The reality is that there is sufficient trade in moving the whole thing along that universities don’t actually don’t have to break up their patent monopolies or even achieve practical application of their inventions to make sufficient money to keep their patent licensing operations running. Even less money than is actually needed for operations can be used to induce the university (or the state) to provide more money on the premise that way more licensing income is just around the corner, any day now, such is the potential.
And the other reality is that federal agencies don’t enforce Bayh-Dole’s exclusive licensing and assignment provisions, though they make a show of processing waivers for the US manufacturing requirement–as if making the waiver process as quick and efficient as possible is a desirable administrative goal of Bayh-Dole. That’s it–take what Bayh-Dole sets out as the most important provision of the entire law and make it quick and easy to circumvent it. Whoohoo.

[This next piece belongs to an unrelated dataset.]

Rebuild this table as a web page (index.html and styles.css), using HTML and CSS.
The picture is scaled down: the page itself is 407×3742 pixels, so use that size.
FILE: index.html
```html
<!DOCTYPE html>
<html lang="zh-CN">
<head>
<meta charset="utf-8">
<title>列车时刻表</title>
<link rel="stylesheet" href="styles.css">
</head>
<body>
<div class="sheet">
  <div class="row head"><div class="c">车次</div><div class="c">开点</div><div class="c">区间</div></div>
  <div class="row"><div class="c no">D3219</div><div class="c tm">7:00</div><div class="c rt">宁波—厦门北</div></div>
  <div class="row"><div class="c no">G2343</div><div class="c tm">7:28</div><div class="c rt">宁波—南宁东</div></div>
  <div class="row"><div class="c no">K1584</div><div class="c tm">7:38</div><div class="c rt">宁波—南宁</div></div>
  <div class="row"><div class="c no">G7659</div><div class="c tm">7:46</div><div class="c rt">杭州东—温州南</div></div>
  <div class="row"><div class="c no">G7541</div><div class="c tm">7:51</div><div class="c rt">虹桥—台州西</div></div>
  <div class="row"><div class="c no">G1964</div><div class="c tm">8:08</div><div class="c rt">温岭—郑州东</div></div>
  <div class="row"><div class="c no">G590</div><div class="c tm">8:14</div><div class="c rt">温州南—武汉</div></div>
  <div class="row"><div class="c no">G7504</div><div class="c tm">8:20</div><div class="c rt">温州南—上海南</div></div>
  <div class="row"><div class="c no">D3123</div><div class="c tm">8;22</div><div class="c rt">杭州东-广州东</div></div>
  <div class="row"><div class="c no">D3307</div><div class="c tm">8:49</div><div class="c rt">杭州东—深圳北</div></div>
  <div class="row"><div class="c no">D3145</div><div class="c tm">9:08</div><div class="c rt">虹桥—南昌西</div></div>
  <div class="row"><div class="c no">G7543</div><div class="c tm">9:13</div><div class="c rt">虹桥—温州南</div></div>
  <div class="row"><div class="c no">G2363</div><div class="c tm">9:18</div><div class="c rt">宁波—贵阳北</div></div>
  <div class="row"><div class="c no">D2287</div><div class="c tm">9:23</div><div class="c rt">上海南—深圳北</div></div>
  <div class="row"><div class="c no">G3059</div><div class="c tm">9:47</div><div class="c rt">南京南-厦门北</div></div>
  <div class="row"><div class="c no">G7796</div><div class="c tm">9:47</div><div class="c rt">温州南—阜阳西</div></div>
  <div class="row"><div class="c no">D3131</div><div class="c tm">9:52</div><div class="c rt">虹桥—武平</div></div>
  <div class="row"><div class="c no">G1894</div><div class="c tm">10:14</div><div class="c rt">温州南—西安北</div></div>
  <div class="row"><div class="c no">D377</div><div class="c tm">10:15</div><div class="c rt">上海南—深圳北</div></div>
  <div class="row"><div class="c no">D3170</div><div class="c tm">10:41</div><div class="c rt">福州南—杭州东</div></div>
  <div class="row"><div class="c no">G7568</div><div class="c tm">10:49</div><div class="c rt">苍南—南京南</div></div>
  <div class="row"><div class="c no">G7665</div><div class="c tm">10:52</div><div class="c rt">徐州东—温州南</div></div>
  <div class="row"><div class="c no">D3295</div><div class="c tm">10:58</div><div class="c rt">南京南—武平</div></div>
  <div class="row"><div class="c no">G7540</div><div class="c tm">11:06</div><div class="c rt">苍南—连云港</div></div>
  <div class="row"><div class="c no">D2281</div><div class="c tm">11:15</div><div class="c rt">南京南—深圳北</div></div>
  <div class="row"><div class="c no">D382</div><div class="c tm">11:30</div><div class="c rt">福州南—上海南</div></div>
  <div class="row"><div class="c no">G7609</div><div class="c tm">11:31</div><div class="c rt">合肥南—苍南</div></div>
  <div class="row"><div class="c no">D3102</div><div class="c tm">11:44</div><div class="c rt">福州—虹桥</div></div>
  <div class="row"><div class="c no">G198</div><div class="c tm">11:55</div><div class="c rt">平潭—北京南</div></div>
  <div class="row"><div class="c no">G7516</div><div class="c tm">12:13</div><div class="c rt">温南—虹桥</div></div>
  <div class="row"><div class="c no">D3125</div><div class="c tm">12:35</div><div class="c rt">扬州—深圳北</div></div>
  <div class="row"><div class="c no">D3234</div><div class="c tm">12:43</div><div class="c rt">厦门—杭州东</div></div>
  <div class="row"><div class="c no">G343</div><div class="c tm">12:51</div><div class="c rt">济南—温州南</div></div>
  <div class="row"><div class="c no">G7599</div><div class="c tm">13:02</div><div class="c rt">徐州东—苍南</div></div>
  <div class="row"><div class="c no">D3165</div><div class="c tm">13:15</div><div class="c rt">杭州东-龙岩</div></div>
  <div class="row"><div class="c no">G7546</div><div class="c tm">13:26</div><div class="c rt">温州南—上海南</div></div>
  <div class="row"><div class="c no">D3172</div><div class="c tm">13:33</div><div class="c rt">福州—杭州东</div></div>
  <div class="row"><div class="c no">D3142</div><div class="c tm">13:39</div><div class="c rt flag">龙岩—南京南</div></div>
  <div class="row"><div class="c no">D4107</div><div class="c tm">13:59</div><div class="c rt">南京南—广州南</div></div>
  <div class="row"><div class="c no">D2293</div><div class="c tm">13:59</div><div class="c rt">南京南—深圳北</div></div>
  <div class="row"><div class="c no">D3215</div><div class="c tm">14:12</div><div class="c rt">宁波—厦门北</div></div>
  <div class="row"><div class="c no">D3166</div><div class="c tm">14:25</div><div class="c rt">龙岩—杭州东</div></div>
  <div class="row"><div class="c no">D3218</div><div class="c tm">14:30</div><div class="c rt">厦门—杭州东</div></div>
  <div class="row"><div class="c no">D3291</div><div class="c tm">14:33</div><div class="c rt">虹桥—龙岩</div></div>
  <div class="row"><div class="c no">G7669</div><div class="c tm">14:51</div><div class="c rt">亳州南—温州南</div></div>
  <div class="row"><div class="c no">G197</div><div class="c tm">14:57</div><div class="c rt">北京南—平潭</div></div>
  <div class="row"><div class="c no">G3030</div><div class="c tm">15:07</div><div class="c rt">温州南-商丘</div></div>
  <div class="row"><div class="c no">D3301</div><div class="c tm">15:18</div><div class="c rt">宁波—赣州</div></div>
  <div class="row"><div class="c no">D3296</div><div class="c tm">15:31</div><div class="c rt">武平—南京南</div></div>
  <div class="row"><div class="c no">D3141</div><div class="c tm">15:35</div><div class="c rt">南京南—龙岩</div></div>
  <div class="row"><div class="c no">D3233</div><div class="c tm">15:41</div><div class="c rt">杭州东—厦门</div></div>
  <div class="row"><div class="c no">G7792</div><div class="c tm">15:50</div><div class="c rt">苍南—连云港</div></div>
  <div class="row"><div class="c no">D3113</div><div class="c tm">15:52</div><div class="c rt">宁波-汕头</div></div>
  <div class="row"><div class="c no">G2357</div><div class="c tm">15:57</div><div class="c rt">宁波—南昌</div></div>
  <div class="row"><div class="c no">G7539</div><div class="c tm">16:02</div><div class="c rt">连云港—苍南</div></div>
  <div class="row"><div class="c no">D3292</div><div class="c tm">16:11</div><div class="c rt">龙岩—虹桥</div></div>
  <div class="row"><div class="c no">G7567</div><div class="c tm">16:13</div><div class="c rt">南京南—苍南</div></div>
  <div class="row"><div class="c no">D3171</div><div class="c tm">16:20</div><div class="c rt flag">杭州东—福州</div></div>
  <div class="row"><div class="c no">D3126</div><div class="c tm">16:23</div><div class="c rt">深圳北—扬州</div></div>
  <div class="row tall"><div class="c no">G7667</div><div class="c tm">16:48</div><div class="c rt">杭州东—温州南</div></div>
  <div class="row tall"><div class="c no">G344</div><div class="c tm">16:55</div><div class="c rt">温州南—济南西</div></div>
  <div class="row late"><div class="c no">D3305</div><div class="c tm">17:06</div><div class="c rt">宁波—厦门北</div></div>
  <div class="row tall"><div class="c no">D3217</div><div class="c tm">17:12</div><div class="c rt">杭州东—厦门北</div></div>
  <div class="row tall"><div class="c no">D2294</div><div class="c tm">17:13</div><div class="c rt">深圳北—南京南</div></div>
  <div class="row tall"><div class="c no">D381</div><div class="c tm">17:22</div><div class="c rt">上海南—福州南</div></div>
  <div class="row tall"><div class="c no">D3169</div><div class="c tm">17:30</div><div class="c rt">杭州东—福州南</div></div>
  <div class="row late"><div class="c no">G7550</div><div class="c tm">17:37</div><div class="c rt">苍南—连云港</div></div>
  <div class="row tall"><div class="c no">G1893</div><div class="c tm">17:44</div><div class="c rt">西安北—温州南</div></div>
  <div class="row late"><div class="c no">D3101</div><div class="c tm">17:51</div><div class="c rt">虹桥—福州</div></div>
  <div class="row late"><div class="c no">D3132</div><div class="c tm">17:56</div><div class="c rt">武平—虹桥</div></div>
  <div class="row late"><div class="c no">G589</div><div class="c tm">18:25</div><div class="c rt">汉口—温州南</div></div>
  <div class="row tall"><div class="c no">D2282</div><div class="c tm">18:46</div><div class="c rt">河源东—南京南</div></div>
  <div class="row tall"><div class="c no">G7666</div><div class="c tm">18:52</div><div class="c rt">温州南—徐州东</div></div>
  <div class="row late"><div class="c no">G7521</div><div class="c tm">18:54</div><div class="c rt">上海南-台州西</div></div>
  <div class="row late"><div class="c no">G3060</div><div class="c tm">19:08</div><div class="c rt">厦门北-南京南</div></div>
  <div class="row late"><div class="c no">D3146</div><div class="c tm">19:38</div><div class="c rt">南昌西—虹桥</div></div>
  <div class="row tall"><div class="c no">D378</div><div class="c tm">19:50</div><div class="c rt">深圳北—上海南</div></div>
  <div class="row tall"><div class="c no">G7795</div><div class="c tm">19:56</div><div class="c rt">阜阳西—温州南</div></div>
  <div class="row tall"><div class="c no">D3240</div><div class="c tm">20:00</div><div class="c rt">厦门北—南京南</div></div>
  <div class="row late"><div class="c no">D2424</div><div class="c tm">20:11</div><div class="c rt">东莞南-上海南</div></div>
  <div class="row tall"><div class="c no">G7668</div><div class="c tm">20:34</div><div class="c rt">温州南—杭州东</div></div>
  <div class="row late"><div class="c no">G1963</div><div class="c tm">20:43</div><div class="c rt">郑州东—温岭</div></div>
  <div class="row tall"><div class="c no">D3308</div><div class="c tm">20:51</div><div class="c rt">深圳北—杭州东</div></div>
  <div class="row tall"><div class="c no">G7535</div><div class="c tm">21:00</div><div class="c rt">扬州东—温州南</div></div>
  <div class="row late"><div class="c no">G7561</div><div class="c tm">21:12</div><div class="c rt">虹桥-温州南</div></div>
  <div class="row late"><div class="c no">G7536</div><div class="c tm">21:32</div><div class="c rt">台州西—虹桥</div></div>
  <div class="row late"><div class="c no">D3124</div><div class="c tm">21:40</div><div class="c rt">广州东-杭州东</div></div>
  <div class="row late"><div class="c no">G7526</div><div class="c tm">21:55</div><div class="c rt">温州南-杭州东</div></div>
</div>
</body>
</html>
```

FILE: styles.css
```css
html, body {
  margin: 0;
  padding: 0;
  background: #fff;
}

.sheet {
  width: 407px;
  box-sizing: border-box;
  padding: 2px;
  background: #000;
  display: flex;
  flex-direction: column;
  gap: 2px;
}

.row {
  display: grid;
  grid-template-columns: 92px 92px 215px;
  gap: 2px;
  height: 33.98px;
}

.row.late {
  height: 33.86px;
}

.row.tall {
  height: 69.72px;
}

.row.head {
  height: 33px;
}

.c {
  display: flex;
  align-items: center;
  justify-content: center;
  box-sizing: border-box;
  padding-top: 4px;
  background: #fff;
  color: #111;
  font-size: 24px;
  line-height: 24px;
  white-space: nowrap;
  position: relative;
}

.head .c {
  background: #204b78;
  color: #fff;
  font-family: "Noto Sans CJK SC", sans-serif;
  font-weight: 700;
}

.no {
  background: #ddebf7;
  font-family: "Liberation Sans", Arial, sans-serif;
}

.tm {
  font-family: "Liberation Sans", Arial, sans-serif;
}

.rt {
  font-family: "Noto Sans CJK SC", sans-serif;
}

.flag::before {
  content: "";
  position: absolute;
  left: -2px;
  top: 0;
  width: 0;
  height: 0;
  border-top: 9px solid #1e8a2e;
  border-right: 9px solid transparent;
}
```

Thus, we have Bayh-Dole requiring each institutional owner of a subject invention to obtain a patent monopoly on that invention and then break that patent monopoly up into exclusive chunks held by different companies. Or an exclusive chunk without the right to sublicense and a least one non-exclusive chunk. Exclusive right to sell to one company and exclusive right to make to another, or non-exclusive right to make and use to a bunch of companies and exclusive right to sell to just one. All non-exclusive fails. All exclusive to one company is just an assignment and so fails. Somehow, the special insight that carries Bayh-Dole along requires this special form of exclusive licensing that stops short of assignment of the underlying subject invention.
Too nuanced to live in practice. Too delicate for the clumsy hands of university administrators. Too bogus to be actually true. And for whatever reason, simply unworkable and rejected in practice.